- _Provided material_:
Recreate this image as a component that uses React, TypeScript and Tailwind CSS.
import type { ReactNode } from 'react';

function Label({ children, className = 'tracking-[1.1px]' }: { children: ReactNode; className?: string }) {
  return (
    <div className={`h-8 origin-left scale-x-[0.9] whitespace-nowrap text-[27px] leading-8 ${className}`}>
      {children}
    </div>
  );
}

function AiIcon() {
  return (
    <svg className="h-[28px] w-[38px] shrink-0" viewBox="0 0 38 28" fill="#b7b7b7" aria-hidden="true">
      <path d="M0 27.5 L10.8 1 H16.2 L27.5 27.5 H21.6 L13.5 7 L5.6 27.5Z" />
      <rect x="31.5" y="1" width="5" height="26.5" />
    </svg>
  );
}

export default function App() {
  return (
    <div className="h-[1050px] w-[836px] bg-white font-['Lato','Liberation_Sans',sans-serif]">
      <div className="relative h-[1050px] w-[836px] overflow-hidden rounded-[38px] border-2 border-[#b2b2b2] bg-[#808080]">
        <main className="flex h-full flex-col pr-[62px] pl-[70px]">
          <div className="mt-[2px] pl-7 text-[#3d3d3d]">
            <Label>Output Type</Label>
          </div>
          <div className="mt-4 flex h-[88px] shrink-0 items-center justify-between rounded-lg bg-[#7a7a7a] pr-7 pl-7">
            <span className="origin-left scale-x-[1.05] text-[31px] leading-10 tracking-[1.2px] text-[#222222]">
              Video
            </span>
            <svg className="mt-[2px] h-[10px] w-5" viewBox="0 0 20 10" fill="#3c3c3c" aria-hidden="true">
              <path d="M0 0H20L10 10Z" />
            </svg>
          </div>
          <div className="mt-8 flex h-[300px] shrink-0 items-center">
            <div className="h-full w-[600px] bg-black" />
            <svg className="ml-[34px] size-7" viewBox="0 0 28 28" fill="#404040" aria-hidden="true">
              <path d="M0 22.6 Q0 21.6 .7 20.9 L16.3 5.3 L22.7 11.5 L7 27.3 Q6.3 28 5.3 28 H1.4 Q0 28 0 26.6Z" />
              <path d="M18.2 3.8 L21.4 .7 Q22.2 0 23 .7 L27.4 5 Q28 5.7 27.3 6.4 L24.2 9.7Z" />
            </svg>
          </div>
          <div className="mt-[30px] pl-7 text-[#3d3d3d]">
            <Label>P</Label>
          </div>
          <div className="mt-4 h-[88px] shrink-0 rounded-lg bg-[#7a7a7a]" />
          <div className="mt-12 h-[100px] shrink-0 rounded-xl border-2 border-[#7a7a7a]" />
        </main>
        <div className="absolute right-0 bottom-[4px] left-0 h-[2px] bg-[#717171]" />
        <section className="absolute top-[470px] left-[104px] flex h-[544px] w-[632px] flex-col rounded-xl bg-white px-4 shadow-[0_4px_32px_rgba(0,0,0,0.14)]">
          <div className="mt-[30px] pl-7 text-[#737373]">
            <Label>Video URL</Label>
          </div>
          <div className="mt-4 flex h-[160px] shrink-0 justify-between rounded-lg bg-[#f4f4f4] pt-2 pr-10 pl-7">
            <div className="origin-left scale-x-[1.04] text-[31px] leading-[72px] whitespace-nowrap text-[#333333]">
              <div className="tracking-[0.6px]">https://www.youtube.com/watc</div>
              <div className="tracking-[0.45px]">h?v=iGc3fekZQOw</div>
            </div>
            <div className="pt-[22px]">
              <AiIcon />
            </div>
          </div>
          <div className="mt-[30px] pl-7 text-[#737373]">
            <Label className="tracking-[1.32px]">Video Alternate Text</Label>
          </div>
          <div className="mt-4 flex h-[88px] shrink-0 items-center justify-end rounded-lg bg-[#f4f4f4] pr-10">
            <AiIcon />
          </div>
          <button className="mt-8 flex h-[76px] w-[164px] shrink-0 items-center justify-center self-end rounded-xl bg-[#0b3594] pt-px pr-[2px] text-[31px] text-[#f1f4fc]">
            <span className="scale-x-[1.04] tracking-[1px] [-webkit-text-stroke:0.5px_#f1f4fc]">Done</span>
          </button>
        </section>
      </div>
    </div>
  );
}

- _The task_:
Retype all of the data shown above, word for word.

- _Written reply_:
Recreate this image as a component that uses React, TypeScript and Tailwind CSS.
import type { ReactNode } from 'react';

function Label({ children, className = 'tracking-[1.1px]' }: { children: ReactNode; className?: string }) {
  return (
    <div className={`h-8 origin-left scale-x-[0.9] whitespace-nowrap text-[27px] leading-8 ${className}`}>
      {children}
    </div>
  );
}

function AiIcon() {
  return (
    <svg className="h-[28px] w-[38px] shrink-0" viewBox="0 0 38 28" fill="#b7b7b7" aria-hidden="true">
      <path d="M0 27.5 L10.8 1 H16.2 L27.5 27.5 H21.6 L13.5 7 L5.6 27.5Z" />
      <rect x="31.5" y="1" width="5" height="26.5" />
    </svg>
  );
}

export default function App() {
  return (
    <div className="h-[1050px] w-[836px] bg-white font-['Lato','Liberation_Sans',sans-serif]">
      <div className="relative h-[1050px] w-[836px] overflow-hidden rounded-[38px] border-2 border-[#b2b2b2] bg-[#808080]">
        <main className="flex h-full flex-col pr-[62px] pl-[70px]">
          <div className="mt-[2px] pl-7 text-[#3d3d3d]">
            <Label>Output Type</Label>
          </div>
          <div className="mt-4 flex h-[88px] shrink-0 items-center justify-between rounded-lg bg-[#7a7a7a] pr-7 pl-7">
            <span className="origin-left scale-x-[1.05] text-[31px] leading-10 tracking-[1.2px] text-[#222222]">
              Video
            </span>
            <svg className="mt-[2px] h-[10px] w-5" viewBox="0 0 20 10" fill="#3c3c3c" aria-hidden="true">
              <path d="M0 0H20L10 10Z" />
            </svg>
          </div>
          <div className="mt-8 flex h-[300px] shrink-0 items-center">
            <div className="h-full w-[600px] bg-black" />
            <svg className="ml-[34px] size-7" viewBox="0 0 28 28" fill="#404040" aria-hidden="true">
              <path d="M0 22.6 Q0 21.6 .7 20.9 L16.3 5.3 L22.7 11.5 L7 27.3 Q6.3 28 5.3 28 H1.4 Q0 28 0 26.6Z" />
              <path d="M18.2 3.8 L21.4 .7 Q22.2 0 23 .7 L27.4 5 Q28 5.7 27.3 6.4 L24.2 9.7Z" />
            </svg>
          </div>
          <div className="mt-[30px] pl-7 text-[#3d3d3d]">
            <Label>P</Label>
          </div>
          <div className="mt-4 h-[88px] shrink-0 rounded-lg bg-[#7a7a7a]" />
          <div className="mt-12 h-[100px] shrink-0 rounded-xl border-2 border-[#7a7a7a]" />
        </main>
        <div className="absolute right-0 bottom-[4px] left-0 h-[2px] bg-[#717171]" />
        <section className="absolute top-[470px] left-[104px] flex h-[544px] w-[632px] flex-col rounded-xl bg-white px-4 shadow-[0_4px_32px_rgba(0,0,0,0.14)]">
          <div className="mt-[30px] pl-7 text-[#737373]">
            <Label>Video URL</Label>
          </div>
          <div className="mt-4 flex h-[160px] shrink-0 justify-between rounded-lg bg-[#f4f4f4] pt-2 pr-10 pl-7">
            <div className="origin-left scale-x-[1.04] text-[31px] leading-[72px] whitespace-nowrap text-[#333333]">
              <div className="tracking-[0.6px]">https://www.youtube.com/watc</div>
              <div className="tracking-[0.45px]">h?v=iGc3fekZQOw</div>
            </div>
            <div className="pt-[22px]">
              <AiIcon />
            </div>
          </div>
          <div className="mt-[30px] pl-7 text-[#737373]">
            <Label className="tracking-[1.32px]">Video Alternate Text</Label>
          </div>
          <div className="mt-4 flex h-[88px] shrink-0 items-center justify-end rounded-lg bg-[#f4f4f4] pr-10">
            <AiIcon />
          </div>
          <button className="mt-8 flex h-[76px] w-[164px] shrink-0 items-center justify-center self-end rounded-xl bg-[#0b3594] pt-px pr-[2px] text-[31px] text-[#f1f4fc]">
            <span className="scale-x-[1.04] tracking-[1px] [-webkit-text-stroke:0.5px_#f1f4fc]">Done</span>
          </button>
        </section>
      </div>
    </div>
  );
}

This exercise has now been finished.